Dolman / Rossy / Jobin 
Are You Here to Help?

Independent • 2022

Featuring little more than two vocalists and a drummer, Dolman / Rossy / Jobin creates a haunting and unique sonic world that sounds like little else in the best possible way.

Dolman / Rossy / Jobin (the experimental trio of drummer Aaron Dolman and vocalists Sarah Rossy and Eugénie Jobin) manages to create a world of sonic complexity while mostly avoiding melodic instruments. Borrowing from jazz, chamber music, folk, and the avant-garde, their debut album as a trio, Are You Here to Help? will probably not sound like anything else you’ll listen to this year, in the best possible way. 

Album opener “Two Boats and the Lighthouse Keeper” is a deceptive tease of what is to come. It features jazzy and tight drumming coupled with a somewhat straightforward folk refrain. Expectations quickly shift on the album as the trio moves further away from lyrics, focusing in many songs on using voices as instruments, in harmony, unison, and sometimes discordance. Percussion expands on different tracks filling spaces in various ways, though almost never in a manner that might be considered a traditional drumbeat. 

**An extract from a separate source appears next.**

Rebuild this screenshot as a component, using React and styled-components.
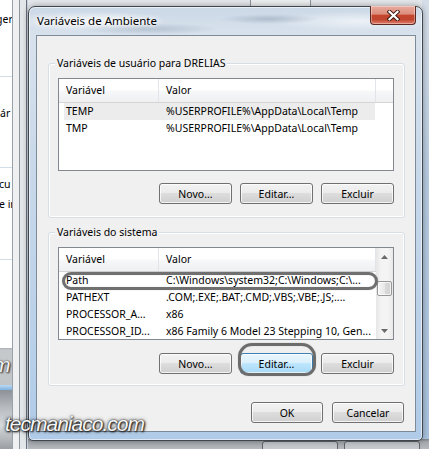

Already eschewing traditional band setups, the group demonstrates careful restraint on most tracks, pushing the listener to consider how we perceive music, especially where their music is at its most minimal. Most impressively, though, despite its creativity and experimental nature, this album is so wonderfully listenable.  Minute details hide amongst each vocal blend, sparse percussion, and at times, silences between sounds. Rossy and Jobin have lush and warm tenor voices that work nicely together, and the clear and clean production accents Dolman’s virtuosic drumming. 

It’s unlikely another Canadian album will come out in 2022 that resembles Are You Here to Help?. However, Dolman / Rossy / Jobin is not looking to find contemporaries. With their debut, an album that feels both carefully orchestrated yet still beautifully spontaneous, the trio has started down a new path towards accessible and alluring experimentalism that challenges most notions of what constitutes a band.